Aos 58 minutos, o seleccionador argentino, que nunca antes havia perdido um encontro da Copa América, lá se decidiu por lançar sangue novo na sua equipa: troca Cambiasso por Aimar e, mais tarde, Verón por Lucho). Apesar de ter conferido um cariz ligeiramente mais ofensivo ao seu conjunto, o certo é que Basile trocou jogadores de posições idênticas e não alterou o sistema, mantendo o 4-4-2, quando a meu ver se impunha um 4-3-3 com Tévez, Crespo e Messi na frente, ou mesmo um 3-3-4 com o acrescento de Diego Milito pela saída de um defesa (possivelmente o desastrado Gabriel Milito, já que Heinze fecha bem ao meio). Não foi o que aconteceu e a Argentina nunca se encontrou, tendo realizado uma péssima exibição durante todo o segundo tempo.

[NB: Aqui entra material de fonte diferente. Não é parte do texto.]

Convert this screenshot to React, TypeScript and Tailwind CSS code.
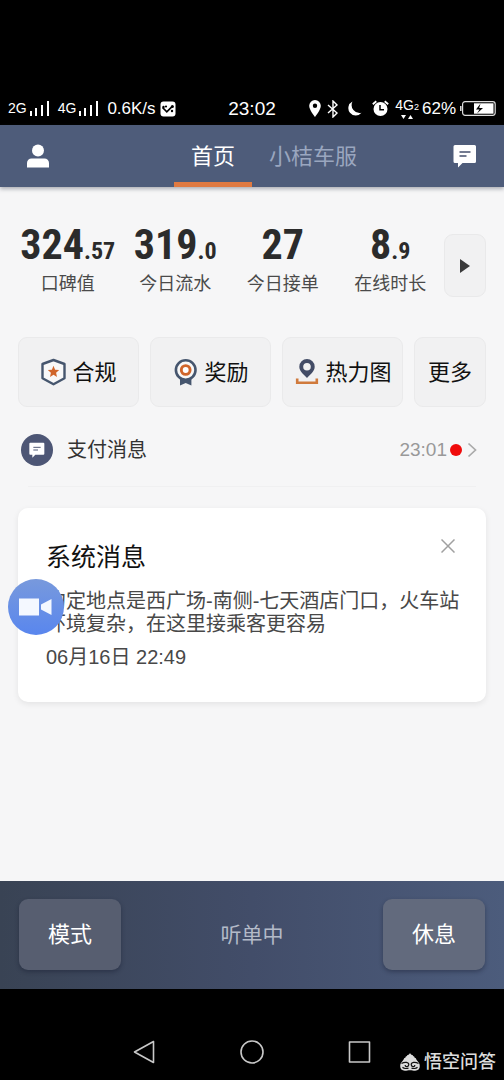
import type { ReactNode } from "react";

function Signal() {
  return (
    <svg viewBox="0 0 20 15" className="h-[15px] w-5 fill-white" aria-hidden="true">
      <rect x="0" y="10" width="2" height="5" />
      <rect x="5" y="7" width="2" height="8" />
      <rect x="11" y="4" width="2" height="11" />
      <rect x="17" y="0" width="2" height="15" />
    </svg>
  );
}

function StatusBar() {
  return (
    <div className="flex h-[125px] items-end bg-black text-[17px] leading-[33px] text-white">
      <div className="flex h-[33px] flex-1 items-center pl-2">
        <span className="text-[14px]">2G</span>
        <span className="ml-[3px]">
          <Signal />
        </span>
        <span className="ml-2 text-[14px]">4G</span>
        <span className="ml-[3px]">
          <Signal />
        </span>
        <span className="ml-2">0.6K/s</span>
        <svg viewBox="0 0 16 16" className="ml-1 size-4" aria-hidden="true">
          <rect x="0.5" y="0.5" width="15" height="15" rx="3" fill="#fff" />
          <path d="M2.5 6.5 6.8 10.8 12.3 5.3" fill="none" stroke="#000" strokeWidth="1.7" />
          <circle cx="6" cy="5.5" r="1.1" />
          <circle cx="3.5" cy="6" r="1.2" />
          <circle cx="12.4" cy="5.4" r="1.5" />
          <circle cx="12" cy="10" r="1.2" />
        </svg>
      </div>
      <span className="text-[19px]">23:02</span>
      <div className="flex h-[33px] flex-1 items-center justify-end pr-2">
        <svg viewBox="0 0 12 17" className="h-[17px] w-3" aria-hidden="true">
          <path
            fillRule="evenodd"
            fill="#fff"
            d="M6 0a5.8 5.8 0 0 0-5.8 5.8C.2 10 6 17 6 17s5.8-7 5.8-11.2A5.8 5.8 0 0 0 6 0Zm0 3.600a2.200 2.200 0 1 1 0 4.400 2.200 2.200 0 0 1 0-4.400Z"
          />
        </svg>
        <svg viewBox="0 0 12 18" className="ml-[6px] h-[18px] w-3" aria-hidden="true">
          <path d="m1 5 9 8-4 4V1l4 4-9 8" fill="none" stroke="#fff" strokeWidth="1.4" />
        </svg>
        <svg viewBox="0 0 15 16" className="ml-2 h-4 w-[15px]" aria-hidden="true">
          <path d="M5.500.5A7.400 7.400 0 1 0 14.500 11.800 8 8 0 0 1 5.500.5Z" fill="#fff" />
        </svg>
        <svg viewBox="0 0 17 17" className="ml-[10px] size-[17px]" aria-hidden="true">
          <circle cx="8.500" cy="9" r="7" fill="#fff" />
          <path d="M.8 4.200 4.300 1.200M16.200 4.200l-3.500-3" stroke="#fff" strokeWidth="1.800" />
          <path d="M8 5v4.800h4" fill="none" stroke="#000" strokeWidth="1.500" />
        </svg>
        <span className="ml-[6px] flex flex-col items-center">
          <span className="text-[14px] leading-[14px]">
            4G<span className="text-[9px]">2</span>
          </span>
          <svg viewBox="0 0 12 5" className="h-[5px] w-3" aria-hidden="true">
            <path d="M0 1h5L2.500 5ZM7 5h5L9.500 1Z" fill="#fff" />
          </svg>
        </span>
        <span className="ml-[3px]">62%</span>
        <svg viewBox="0 0 36 15" className="ml-1 h-[15px] w-9" aria-hidden="true">
          <rect x="2.600" y="0.700" width="32.600" height="13.600" rx="2.500" fill="none" stroke="#ddd" strokeWidth="1.200" />
          <path d="M.8 5v5" stroke="#ddd" strokeWidth="1.500" />
          <rect x="14" y="2.300" width="19.500" height="10.400" fill="#fff" />
          <path d="m20.500 2.500-4.500 6h3.500L17 12.500l6-5.500h-3.800Z" fill="#000" />
        </svg>
      </div>
    </div>
  );
}

function ChatIcon({ className }: { className: string }) {
  return (
    <svg viewBox="0 0 24 24" className={className} aria-hidden="true">
      <path d="M2.500 1h19A1.500 1.500 0 0 1 23 2.500v15a1.500 1.500 0 0 1-1.500 1.500H9.500L5 23.500V19H2a1.500 1.500 0 0 1-1.500-1.500v-15A1.500 1.500 0 0 1 2 1Z" fill="#fff" />
      <path d="M6.500 8h11M6.500 12h7" stroke="#46506e" strokeWidth="1.400" />
    </svg>
  );
}

function Header() {
  return (
    <header className="relative flex h-[62px] bg-[#4e5c7a] text-[22px] text-white shadow-[0_2px_4px_rgba(60,65,80,0.4)]">
      <div className="flex w-[34.500%] items-center pl-[26px]">
        <button type="button" aria-label="个人中心">
          <svg viewBox="0 0 24 24" className="size-6" aria-hidden="true">
            <circle cx="12" cy="6.500" r="6" fill="#fff" />
            <path d="M1 23.500v-4.500a4.500 4.500 0 0 1 4.500-4.500h13a4.500 4.500 0 0 1 4.500 4.500v4.500Z" fill="#fff" />
          </svg>
        </button>
      </div>
      <nav className="flex">
        <a href="#home" aria-current="page" className="flex items-center border-b-[5px] border-[#e07a42] px-[17px] pt-[5px]">
          首页
        </a>
        <a href="#service" className="flex items-center px-[17px] text-[#9aa6bf]">
          小桔车服
        </a>
      </nav>
      <button type="button" aria-label="消息" className="ml-auto pr-[27px]">
        <ChatIcon className="size-6" />
      </button>
    </header>
  );
}

const stats = [
  { whole: "324", part: ".57", label: "口碑值" },
  { whole: "319", part: ".0", label: "今日流水" },
  { whole: "27", part: "", label: "今日接单" },
  { whole: "8", part: ".9", label: "在线时长" },
];

function Stats() {
  return (
    <section className="flex items-start pt-[37px] pr-[18px] pl-[14px]">
      <dl className="grid flex-1 grid-cols-4 text-center">
        {stats.map((s) => (
          <div key={s.label} className="flex flex-col-reverse">
            <dt className="text-[18px] leading-6 text-[#4a4a4a]">{s.label}</dt>
            <dd className="font-['Roboto_Condensed','Liberation_Sans_Narrow',Roboto,sans-serif] text-[42px] leading-[42px] font-bold text-[#2b2b2b]">
              {s.whole}
              <span className="text-[24px]">{s.part}</span>
            </dd>
          </div>
        ))}
      </dl>
      <button
        type="button"
        aria-label="展开"
        className="mt-[10px] flex h-[63px] w-[42px] items-center justify-center rounded-[9px] border border-[#e9e9ea] bg-[#f1f1f2]"
      >
        <svg viewBox="0 0 10 14" className="h-[14px] w-[10px]" aria-hidden="true">
          <path d="M0 0 10 7 0 14Z" fill="#3a3a3a" />
        </svg>
      </button>
    </section>
  );
}

function ShieldIcon() {
  return (
    <svg viewBox="0 0 26 28" className="h-7 w-[26px]" aria-hidden="true">
      <path d="M13.500 2 24.500 6v14.300l-11 6-11-6V6Z" fill="#f8f8f8" stroke="#46566e" strokeWidth="2.400" strokeLinejoin="round" />
      <path d="m13.500 7.800 1.600 3.900 4.100.4-3.100 2.700.9 4.100-3.500-2.200L10 18.900l.9-4.100-3.100-2.700 4.100-.4Z" fill="#d0652a" />
    </svg>
  );
}

function MedalIcon() {
  return (
    <svg viewBox="0 0 26 28" className="h-7 w-[26px]" aria-hidden="true">
      <path d="M8 20v7.500l5.700-2.500 5.700 2.500V20Z" fill="#46566e" />
      <circle cx="13.700" cy="12" r="9.800" fill="#f8f8f8" stroke="#46566e" strokeWidth="2.600" />
      <circle cx="13.700" cy="12" r="4.400" fill="#fff" stroke="#d0652a" strokeWidth="2.900" />
    </svg>
  );
}

function HeatIcon() {
  return (
    <svg viewBox="0 0 26 28" className="h-7 w-[26px]" aria-hidden="true">
      <path fillRule="evenodd" d="M14 1a7.700 7.700 0 0 0-7.700 7.700c0 4.800 4.900 8 7.700 11.300 2.800-3.300 7.700-6.500 7.700-11.300A7.700 7.700 0 0 0 14 1Zm0 4a3.800 3.800 0 1 1 0 7.600A3.800 3.800 0 0 1 14 5Z" fill="#434c66" />
      <path d="M4.200 20.500v4.300h19.600v-4.300" fill="none" stroke="#d07a3c" strokeWidth="2.600" />
    </svg>
  );
}

function Action({ icon, children }: { icon?: ReactNode; children: ReactNode }) {
  return (
    <button
      type="button"
      className="flex h-[70px] items-center justify-center gap-[6px] rounded-[9px] border border-[#eaeaeb] bg-[#f1f1f2] text-[22px] whitespace-nowrap text-[#111]"
    >
      {icon}
      <span>{children}</span>
    </button>
  );
}

function MessageRow() {
  return (
    <a href="#payments" className="mx-[21px] mt-[27px] flex items-center">
      <span className="flex size-8 items-center justify-center rounded-full bg-[#4d5675]">
        <ChatIcon className="size-4" />
      </span>
      <span className="ml-[14px] text-[20px] leading-8 text-[#333]">支付消息</span>
      <span className="ml-auto text-[19px] text-[#999]">23:01</span>
      <span className="ml-[3px] size-3 rounded-full bg-[#f00b0b]" />
      <svg viewBox="0 0 10 16" className="mr-[6px] ml-[5px] h-4 w-[10px]" aria-hidden="true">
        <path d="m1.500 1.500 7 6.500-7 6.500" fill="none" stroke="#aaa" strokeWidth="1.700" />
      </svg>
    </a>
  );
}

function SystemCard() {
  return (
    <article className="relative mx-[18px] mt-[21px] rounded-[10px] bg-white pt-[31px] pr-[26px] pb-[31px] pl-7 shadow-[0_2px_6px_rgba(0,0,0,0.08)]">
      <div className="flex items-start justify-between">
        <h2 className="text-[25px] leading-9 text-[#111]">系统消息</h2>
        <button type="button" aria-label="关闭" className="mr-[5px]">
          <svg viewBox="0 0 14 14" className="size-[14px]" aria-hidden="true">
            <path d="m.5.5 13 13m0-13-13 13" stroke="#a0a0a0" strokeWidth="1.500" />
          </svg>
        </button>
      </div>
      <p className="mt-[15px] text-[20px] leading-[23px] text-[#484848]">
        约定地点是西广场-南侧-七天酒店门口，火车站环境复杂，在这里接乘客更容易
      </p>
      <time className="mt-[7px] block text-[20px] leading-7 text-[#484848]">06月16日 22:49</time>
      <button
        type="button"
        aria-label="录像"
        className="absolute top-[71px] -left-[10px] flex size-14 items-center justify-center rounded-full bg-linear-to-b from-[#7899dc] to-[#5986ee]"
      >
        <svg viewBox="0 0 34 18" className="h-[18px] w-[34px]" aria-hidden="true">
          <path d="M0 .5h20v17H0ZM22 6.500l10.500-5.500v16L22 11.500Z" fill="#f4f8ff" />
        </svg>
      </button>
    </article>
  );
}

function DriverBar() {
  const button = "h-[71px] w-[102px] rounded-[9px] text-[22px] text-white shadow-[0_2px_4px_rgba(20,25,45,0.4)]";
  return (
    <footer className="flex items-center justify-between bg-linear-to-r from-[#394354] via-[#424d69] to-[#4c5c7c] px-[19px] pt-[18px] pb-[19px]">
      <button type="button" className={`${button} bg-[#575e70]`}>
        模式
      </button>
      <span className="text-[21px] text-[#b3bac8]">听单中</span>
      <button type="button" className={`${button} bg-[#626a7d]`}>
        休息
      </button>
    </footer>
  );
}

function SystemNav() {
  return (
    <div className="relative flex h-[91px] items-center justify-center gap-[84px] bg-black pt-[35px]">
      <button type="button" aria-label="返回">
        <svg viewBox="0 0 24 24" className="size-6" fill="none" stroke="#c8c8c8" strokeWidth="1.600" strokeLinejoin="round" aria-hidden="true">
          <path d="M21.500 1.500v21L2.500 12Z" />
        </svg>
      </button>
      <button type="button" aria-label="主页">
        <svg viewBox="0 0 24 24" className="size-6" fill="none" stroke="#c8c8c8" strokeWidth="1.600" aria-hidden="true">
          <circle cx="12" cy="12" r="11" />
        </svg>
      </button>
      <button type="button" aria-label="最近任务">
        <svg viewBox="0 0 24 24" className="size-6" fill="none" stroke="#c8c8c8" strokeWidth="1.600" strokeLinejoin="round" aria-hidden="true">
          <rect x="1.500" y="2" width="20" height="20" />
        </svg>
      </button>
      <div className="absolute right-2 bottom-[6px] flex items-center gap-1 text-[18px] leading-6 font-medium text-[#dcdcdc]">
        <svg viewBox="0 0 20 18" className="h-[18px] w-5" aria-hidden="true">
          <path d="M10 0c.8 1.600 1.600 2 2.600 2 .2.800.6 1.200 1.600 1.400.2 1 .8 1.500 1.700 1.800.4 1.300.9 2 1.600 2.900.9 1.200 2.300 2.500 2.300 5 0 2.900-1.700 4.600-4.600 4.600-2 0-3.200-.5-5.200-.5s-3.200.5-5.200.5C1.900 17.700.2 16 .2 13.100c0-2.500 1.400-3.800 2.300-5 .7-.9 1.200-1.600 1.600-2.900.9-.3 1.500-.8 1.700-1.800 1-.2 1.400-.6 1.600-1.400 1 0 1.800-.4 2.600-2Z" fill="#dcdcdc" />
          <path d="M1.500 10.500c3.500-2 7.300-1.200 7.300 1.300 0 2.300-3.900 2.300-3.600.2M18.500 10.500c-3.500-2-7.300-1.200-7.300 1.300 0 2.300 3.900 2.300 3.600.2M2.500 14.300c1.500 1.300 4.500 1.600 6 .7M17.500 14.300c-1.500 1.300-4.500 1.600-6 .7" fill="none" stroke="#111" strokeWidth="1.200" />
        </svg>
        <span>悟空问答</span>
      </div>
    </div>
  );
}

export default function App() {
  return (
    <div className="flex min-h-screen flex-col bg-[#f6f6f7] font-['Liberation_Sans','Noto_Sans_CJK_SC',sans-serif]">
      <StatusBar />
      <Header />
      <main className="flex-1">
        <Stats />
        <section className="mt-10 grid grid-cols-[1fr_1fr_1fr_72px] gap-[11px] px-[18px]">
          <Action icon={<ShieldIcon />}>合规</Action>
          <Action icon={<MedalIcon />}>奖励</Action>
          <Action icon={<HeatIcon />}>热力图</Action>
          <Action>更多</Action>
        </section>
        <MessageRow />
        <hr className="mx-7 mt-5 border-[#f0f0f1]" />
        <SystemCard />
      </main>
      <DriverBar />
      <SystemNav />
    </div>
  );
}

O Brasil apostava agora em contra-ataques rápidos e sempre venenosos. Num deles, o mal-amado Vágner Love isola Daniel Alves com uma assistência soberba, tendo o (ainda) sevilhano desferido um certeiro remate ao poste mais distante. 3 - 0!
Pouco depois, o apito final do paraguaio Carlos Amarilla. A inteligência quase científica da selecção de Dunga, o pragmatismo, a eficácia e a mentalidade vencedora imposta aos jogadores canarinhos (qual equipa europeia), acabavam de arrasar a melhor selecção da Copa América, quer em futebol jogado até aí, quer em quantidade de estrelas por metro quadrado. A forma como o Brasil se exibiu fez-me lembrar o FC Porto campeão europeu de José Mourinho e não foi em vão. O Brasil fez a festa justamente. O portista Helton, mesmo sem ter actuado, e o prodígio Anderson são campeões sul-americanos. Um título de importância relativa quando comparado com o título europeu ou mundial, mas com certeza muito saboroso para a selecção brasileira, mais a mais olhando aos incessantes ataques de que foi vítima pelos seus próprios compatriotas dos mais diversos quadrantes. A Argentina foi a melhor equipa presente na Venezuela, mas o Brasil é o campeão, com Robinho a ser o melhor jogador e o melhor goleador com 6 tentos apontados. E o que é que fica para a história?